▶ GIVEN DATA
_ _ _ _ _

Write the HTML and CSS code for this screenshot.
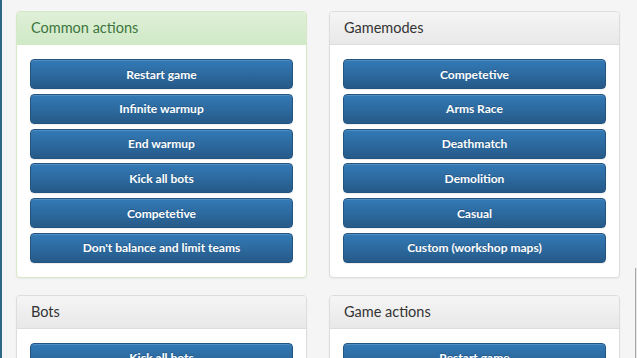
FILE: index.html
```html
<!DOCTYPE html>
<html>
<head>
    <link rel="stylesheet" href="styles.css">
</head>
<body>
    <div class="grid">
        <div class="panel panel-success">
            <div class="panel-heading">Common actions</div>
            <div class="panel-body">
                <button class="btn">Restart game</button>
                <button class="btn">Infinite warmup</button>
                <button class="btn">End warmup</button>
                <button class="btn">Kick all bots</button>
                <button class="btn">Competetive</button>
                <button class="btn">Don't balance and limit teams</button>
            </div>
        </div>

        <div class="panel">
            <div class="panel-heading">Gamemodes</div>
            <div class="panel-body">
                <button class="btn">Competetive</button>
                <button class="btn">Arms Race</button>
                <button class="btn">Deathmatch</button>
                <button class="btn">Demolition</button>
                <button class="btn">Casual</button>
                <button class="btn">Custom (workshop maps)</button>
            </div>
        </div>

        <div class="panel">
            <div class="panel-heading">Bots</div>
            <div class="panel-body">
                <button class="btn">Kick all bots</button>
                <button class="btn">Add bot</button>
            </div>
        </div>

        <div class="panel">
            <div class="panel-heading">Game actions</div>
            <div class="panel-body">
                <button class="btn">Restart game</button>
                <button class="btn">End warmup</button>
            </div>
        </div>
    </div>

    <div class="scroll-track"></div>
</body>
</html>
```

FILE: styles.css
```css
body {
    margin: 0;
    padding: 11px 0 0 16px;
    font-family: Lato, 'Open Sans', sans-serif;
    background: #f5f5f5;
    border-left: 2px solid #2f6784;
    height: 358px;
    overflow: hidden;
    box-sizing: border-box;
}

.grid {
    display: grid;
    grid-template-columns: 291px 291px;
    column-gap: 22px;
    row-gap: 17px;
    margin-left: -2px;
}

.panel {
    background: #fff;
    border: 1px solid #ddd;
    border-radius: 4px;
    box-shadow: 0 1px 2px rgba(0, 0, 0, 0.05);
    overflow: hidden;
}

.panel-heading {
    height: 32px;
    line-height: 32px;
    padding: 0 14px;
    font-size: 14.5px;
    color: #333;
    background: linear-gradient(to bottom, #f5f5f5 0, #e8e8e8 100%);
    border-bottom: 1px solid #ddd;
}

.panel-success {
    border-color: #d6e9c6;
}

.panel-success .panel-heading {
    color: #3c763d;
    background: linear-gradient(to bottom, #dff0d8 0, #d0e9c6 100%);
    border-bottom-color: #d6e9c6;
}

.panel-body {
    display: flex;
    flex-direction: column;
    gap: 4.8px;
    padding: 14px 13px;
}

.btn {
    display: block;
    width: 100%;
    height: 30px;
    padding: 0 10px;
    border: 1px solid #245580;
    border-radius: 4px;
    background: linear-gradient(to bottom, #337ab7 0, #265a88 100%);
    color: #fff;
    font-family: Lato, 'Open Sans', sans-serif;
    font-size: 12px;
    font-weight: 700;
    text-shadow: 0 -1px 0 rgba(0, 0, 0, 0.2);
    box-shadow: inset 0 1px 0 rgba(255, 255, 255, 0.15), 0 1px 1px rgba(0, 0, 0, 0.075);
    cursor: pointer;
}

.scroll-track {
    position: fixed;
    top: 268px;
    right: 0;
    bottom: 0;
    width: 1px;
    border-left: 1px solid #a8a8a8;
    background: #e6e6e6;
}
```
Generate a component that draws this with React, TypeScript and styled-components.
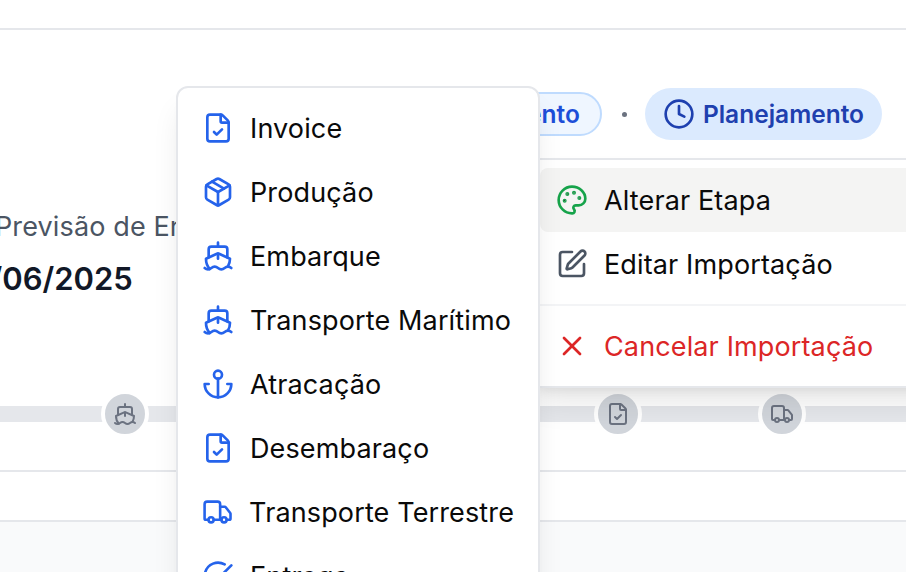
import styled, { createGlobalStyle } from 'styled-components';
import {
	CircleCheckBig,
	Clock,
	FileCheck,
	Package,
	Palette,
	Ship,
	SquarePen,
	Truck,
	X,
} from 'lucide-react';

// older lucide anchor: arc with short ends and no crossbar
const Anchor = ({ size = 24, color = 'currentColor' }: { size?: number; color?: string }) => (
	<svg
		width={size}
		height={size}
		viewBox="0 0 24 24"
		fill="none"
		stroke={color}
		strokeWidth="2"
		strokeLinecap="round"
		strokeLinejoin="round"
	>
		<circle cx="12" cy="5" r="3" />
		<line x1="12" y1="22" x2="12" y2="8" />
		<path d="M5 12H2a10 10 0 0 0 20 0h-3" />
	</svg>
);

const stages = [
	{ label: 'Invoice', Icon: FileCheck },
	{ label: 'Produção', Icon: Package },
	{ label: 'Embarque', Icon: Ship },
	{ label: 'Transporte Marítimo', Icon: Ship },
	{ label: 'Atracação', Icon: Anchor },
	{ label: 'Desembaraço', Icon: FileCheck },
	{ label: 'Transporte Terrestre', Icon: Truck },
	{ label: 'Entrega', Icon: CircleCheckBig },
];

const railSteps = [Ship, Ship, Anchor, FileCheck, Truck];

const App = () => {
	return (
		<Page>
			<GlobalStyle />
			<TopBar />
			<Header>
				<StatusPill>Em Andamento</StatusPill>
				<Dot />
				<StagePill>
					<Clock size={32} />
					Planejamento
				</StagePill>
			</Header>
			<Info>
				<InfoLabel>Previsão de Entrega</InfoLabel>
				<InfoDate>24/06/2025</InfoDate>
			</Info>
			<Rail>
				{railSteps.map((Icon, i) => (
					<RailNode key={i}>
						<Icon size={24} />
					</RailNode>
				))}
			</Rail>
			<Strip />
			<Footer />

			<StageMenu>
				{stages.map(({ label, Icon }) => (
					<MenuItem key={label}>
						<Icon size={32} color="#2563eb" />
						{label}
					</MenuItem>
				))}
			</StageMenu>

			<ActionsMenu>
				<MenuItem $active>
					<Palette size={32} color="#16a34a" />
					Alterar Etapa
				</MenuItem>
				<MenuItem>
					<SquarePen size={32} color="#4b5563" />
					Editar Importação
				</MenuItem>
				<Divider />
				<MenuItem $danger>
					<X size={32} color="#dc2626" />
					Cancelar Importação
				</MenuItem>
			</ActionsMenu>
		</Page>
	);
};

const GlobalStyle = createGlobalStyle`
	html, body {
		margin: 0;
		background: #fff;
		font-family: Inter, 'Liberation Sans', sans-serif;
	}
`;

const Page = styled.div`
	position: relative;
	width: 906px;
	height: 572px;
	overflow: hidden;
	background: #fff;
`;

const TopBar = styled.div`
	height: 28px;
	border-bottom: 2px solid #e5e7eb;
`;

const Header = styled.div`
	display: flex;
	justify-content: flex-end;
	align-items: center;
	gap: 18px;
	padding: 58px 24px 0 0;
`;

const StatusPill = styled.div`
	display: flex;
	align-items: center;
	height: 44px;
	box-sizing: border-box;
	margin-right: 2px;
	padding: 0 20px;
	border: 2px solid #bfdbfe;
	border-radius: 22px;
	background: #eff6ff;
	color: #1d4ed8;
	font-size: 24.5px;
	font-weight: 600;
`;

const Dot = styled.span`
	width: 5px;
	height: 5px;
	border-radius: 50%;
	background: #6b7280;
`;

const StagePill = styled.div`
	display: flex;
	align-items: center;
	gap: 8px;
	height: 52px;
	padding: 0 18px;
	border-radius: 26px;
	background: #dbeafe;
	color: #1e40af;
	font-size: 24.5px;
	font-weight: 600;
`;

const Info = styled.div`
	display: flex;
	flex-direction: column;
	margin-top: 67px;
`;

const InfoLabel = styled.div`
	margin-left: -5px;
	color: #4b5563;
	font-size: 27px;
	letter-spacing: 0.13px;
	line-height: 40px;
	white-space: nowrap;
`;

const InfoDate = styled.div`
	margin: 12px 0 0 -49px;
	color: #111827;
	font-size: 31px;
	font-weight: 600;
	line-height: 40px;
	white-space: nowrap;
`;

const Rail = styled.div`
	position: relative;
	display: flex;
	align-items: center;
	gap: 116.3px;
	height: 48px;
	margin-top: 91px;
	padding-left: 101px;

	&::before {
		content: '';
		position: absolute;
		left: 0;
		right: 0;
		top: 16px;
		height: 16px;
		background: #e5e7eb;
	}
`;

const RailNode = styled.div`
	position: relative;
	display: flex;
	flex: none;
	align-items: center;
	justify-content: center;
	width: 40px;
	height: 40px;
	border: 4px solid #fff;
	border-radius: 50%;
	background: #d1d5db;
	color: #6b7280;
`;

const Strip = styled.div`
	height: 48px;
	margin-top: 32px;
	border-top: 2px solid #e5e7eb;
`;

const Footer = styled.div`
	height: 60px;
	border-top: 2px solid #e5e7eb;
	background: #f9fafb;
`;

const Menu = styled.div`
	position: absolute;
	box-sizing: border-box;
	padding: 8px;
	border: 2px solid #e5e7eb;
	background: #fff;
	box-shadow: 0 20px 30px -6px rgba(0, 0, 0, 0.1), 0 8px 12px -8px rgba(0, 0, 0, 0.1);
`;

const StageMenu = styled(Menu)`
	z-index: 2;
	left: 176px;
	top: 86px;
	width: 364px;
	border-radius: 12px;
`;

const ActionsMenu = styled(Menu)`
	z-index: 1;
	left: 530px;
	top: 158px;
	width: 420px;
`;

const MenuItem = styled.div<{ $active?: boolean; $danger?: boolean }>`
	display: flex;
	align-items: center;
	gap: 16px;
	height: 64px;
	padding: 0 16px;
	border-radius: 8px;
	background: ${(p) => (p.$active ? '#f4f4f3' : 'transparent')};
	color: ${(p) => (p.$danger ? '#dc2626' : '#0a0a0a')};
	font-size: 27px;
	letter-spacing: 0.13px;
	white-space: nowrap;
`;

const Divider = styled.div`
	height: 2px;
	margin: 8px -8px;
	background: #f3f4f6;
`;

export default App;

_ _ _ _ _

▶ WHAT NEEDS TO BE DONE
Above are records; repeat only the lines from the line with "Generate a component" through the line with "</StageMenu>", and leave pictures out.

▶ RESULT OF THE EXERCISE
Generate a component that draws this with React, TypeScript and styled-components.
import styled, { createGlobalStyle } from 'styled-components';
import {
	CircleCheckBig,
	Clock,
	FileCheck,
	Package,
	Palette,
	Ship,
	SquarePen,
	Truck,
	X,
} from 'lucide-react';

// older lucide anchor: arc with short ends and no crossbar
const Anchor = ({ size = 24, color = 'currentColor' }: { size?: number; color?: string }) => (
	<svg
		width={size}
		height={size}
		viewBox="0 0 24 24"
		fill="none"
		stroke={color}
		strokeWidth="2"
		strokeLinecap="round"
		strokeLinejoin="round"
	>
		<circle cx="12" cy="5" r="3" />
		<line x1="12" y1="22" x2="12" y2="8" />
		<path d="M5 12H2a10 10 0 0 0 20 0h-3" />
	</svg>
);

const stages = [
	{ label: 'Invoice', Icon: FileCheck },
	{ label: 'Produção', Icon: Package },
	{ label: 'Embarque', Icon: Ship },
	{ label: 'Transporte Marítimo', Icon: Ship },
	{ label: 'Atracação', Icon: Anchor },
	{ label: 'Desembaraço', Icon: FileCheck },
	{ label: 'Transporte Terrestre', Icon: Truck },
	{ label: 'Entrega', Icon: CircleCheckBig },
];

const railSteps = [Ship, Ship, Anchor, FileCheck, Truck];

const App = () => {
	return (
		<Page>
			<GlobalStyle />
			<TopBar />
			<Header>
				<StatusPill>Em Andamento</StatusPill>
				<Dot />
				<StagePill>
					<Clock size={32} />
					Planejamento
				</StagePill>
			</Header>
			<Info>
				<InfoLabel>Previsão de Entrega</InfoLabel>
				<InfoDate>24/06/2025</InfoDate>
			</Info>
			<Rail>
				{railSteps.map((Icon, i) => (
					<RailNode key={i}>
						<Icon size={24} />
					</RailNode>
				))}
			</Rail>
			<Strip />
			<Footer />

			<StageMenu>
				{stages.map(({ label, Icon }) => (
					<MenuItem key={label}>
						<Icon size={32} color="#2563eb" />
						{label}
					</MenuItem>
				))}
			</StageMenu>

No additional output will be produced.